--- Data segment ---
────────────────────────────────────────
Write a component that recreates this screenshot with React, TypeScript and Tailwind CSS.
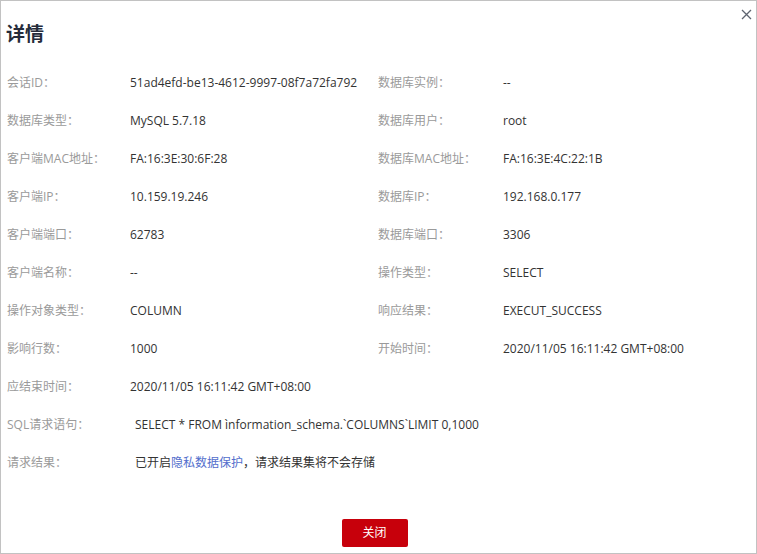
import React from "react";

const rows: [string, string, string?, string?][] = [
  ["会话ID：", "51ad4efd-be13-4612-9997-08f7a72fa792", "数据库实例：", "--"],
  ["数据库类型：", "MySQL 5.7.18", "数据库用户：", "root"],
  ["客户端MAC地址：", "FA:16:3E:30:6F:28", "数据库MAC地址：", "FA:16:3E:4C:22:1B"],
  ["客户端IP：", "10.159.19.246", "数据库IP：", "192.168.0.177"],
  ["客户端端口：", "62783", "数据库端口：", "3306"],
  ["客户端名称：", "--", "操作类型：", "SELECT"],
  ["操作对象类型：", "COLUMN", "响应结果：", "EXECUT_SUCCESS"],
  ["影响行数：", "1000", "开始时间：", "2020/11/05 16:11:42 GMT+08:00"],
  ["应结束时间：", "2020/11/05 16:11:42 GMT+08:00"],
];

export default function App() {
  return (
    <div
      className="relative w-[757px] h-[554px] bg-white border border-[#c2c2c2] text-[12px] overflow-hidden"
      style={{ fontFamily: '"Open Sans", "Noto Sans CJK SC", sans-serif' }}
    >
      <button className="absolute right-[3px] top-[6px] w-[14px] h-[14px] flex items-center justify-center text-[#575d6c]">
        <svg width="11" height="11" viewBox="0 0 11 11">
          <path d="M1 1 L10 10 M10 1 L1 10" stroke="#5e6470" strokeWidth="1.3" />
        </svg>
      </button>
      <div className="pl-[5px] pt-[19px] text-[19px] font-bold text-[#252b3a] leading-[28px]">
        详情
      </div>
      <div className="mt-[16px] pl-[6px] flex flex-col">
        {rows.map((r, i) => (
          <div key={i} className="flex h-[38px] items-center">
            <div className="w-[123px] text-[#9a9a9a]">{r[0]}</div>
            <div className="w-[248px] text-[#333]">{r[1]}</div>
            {r[2] && (
              <>
                <div className="w-[125px] text-[#9a9a9a]">{r[2]}</div>
                <div className="text-[#333]">{r[3]}</div>
              </>
            )}
          </div>
        ))}
        <div className="flex h-[38px] items-center">
          <div className="w-[128px] text-[#9a9a9a]">SQL请求语句：</div>
          <div className="text-[#333]">SELECT * FROM ìnformation_schema.`COLUMNS`LIMIT 0,1000</div>
        </div>
        <div className="flex h-[38px] items-center">
          <div className="w-[128px] text-[#9a9a9a]">请求结果：</div>
          <div className="text-[#333]">
            已开启<span className="text-[#526ecc]">隐私数据保护</span>，请求结果集将不会存储
          </div>
        </div>
      </div>
      <div className="absolute left-0 right-0 top-[518px] flex justify-center">
        <button className="ml-[-8px] w-[66px] h-[28px] rounded-[2px] bg-[#c7000b] text-white text-[12px]">
          关闭
        </button>
      </div>
    </div>
  );
}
────────────────────────────────────────
--- Short problem ---
Skip the pictures, then retype every line above exactly.

--- Expected output ---
Write a component that recreates this screenshot with React, TypeScript and Tailwind CSS.
import React from "react";

const rows: [string, string, string?, string?][] = [
  ["会话ID：", "51ad4efd-be13-4612-9997-08f7a72fa792", "数据库实例：", "--"],
  ["数据库类型：", "MySQL 5.7.18", "数据库用户：", "root"],
  ["客户端MAC地址：", "FA:16:3E:30:6F:28", "数据库MAC地址：", "FA:16:3E:4C:22:1B"],
  ["客户端IP：", "10.159.19.246", "数据库IP：", "192.168.0.177"],
  ["客户端端口：", "62783", "数据库端口：", "3306"],
  ["客户端名称：", "--", "操作类型：", "SELECT"],
  ["操作对象类型：", "COLUMN", "响应结果：", "EXECUT_SUCCESS"],
  ["影响行数：", "1000", "开始时间：", "2020/11/05 16:11:42 GMT+08:00"],
  ["应结束时间：", "2020/11/05 16:11:42 GMT+08:00"],
];

export default function App() {
  return (
    <div
      className="relative w-[757px] h-[554px] bg-white border border-[#c2c2c2] text-[12px] overflow-hidden"
      style={{ fontFamily: '"Open Sans", "Noto Sans CJK SC", sans-serif' }}
    >
      <button className="absolute right-[3px] top-[6px] w-[14px] h-[14px] flex items-center justify-center text-[#575d6c]">
        <svg width="11" height="11" viewBox="0 0 11 11">
          <path d="M1 1 L10 10 M10 1 L1 10" stroke="#5e6470" strokeWidth="1.3" />
        </svg>
      </button>
      <div className="pl-[5px] pt-[19px] text-[19px] font-bold text-[#252b3a] leading-[28px]">
        详情
      </div>
      <div className="mt-[16px] pl-[6px] flex flex-col">
        {rows.map((r, i) => (
          <div key={i} className="flex h-[38px] items-center">
            <div className="w-[123px] text-[#9a9a9a]">{r[0]}</div>
            <div className="w-[248px] text-[#333]">{r[1]}</div>
            {r[2] && (
              <>
                <div className="w-[125px] text-[#9a9a9a]">{r[2]}</div>
                <div className="text-[#333]">{r[3]}</div>
              </>
            )}
          </div>
        ))}
        <div className="flex h-[38px] items-center">
          <div className="w-[128px] text-[#9a9a9a]">SQL请求语句：</div>
          <div className="text-[#333]">SELECT * FROM ìnformation_schema.`COLUMNS`LIMIT 0,1000</div>
        </div>
        <div className="flex h-[38px] items-center">
          <div className="w-[128px] text-[#9a9a9a]">请求结果：</div>
          <div className="text-[#333]">
            已开启<span className="text-[#526ecc]">隐私数据保护</span>，请求结果集将不会存储
          </div>
        </div>
      </div>
      <div className="absolute left-0 right-0 top-[518px] flex justify-center">
        <button className="ml-[-8px] w-[66px] h-[28px] rounded-[2px] bg-[#c7000b] text-white text-[12px]">
          关闭
        </button>
      </div>
    </div>
  );
}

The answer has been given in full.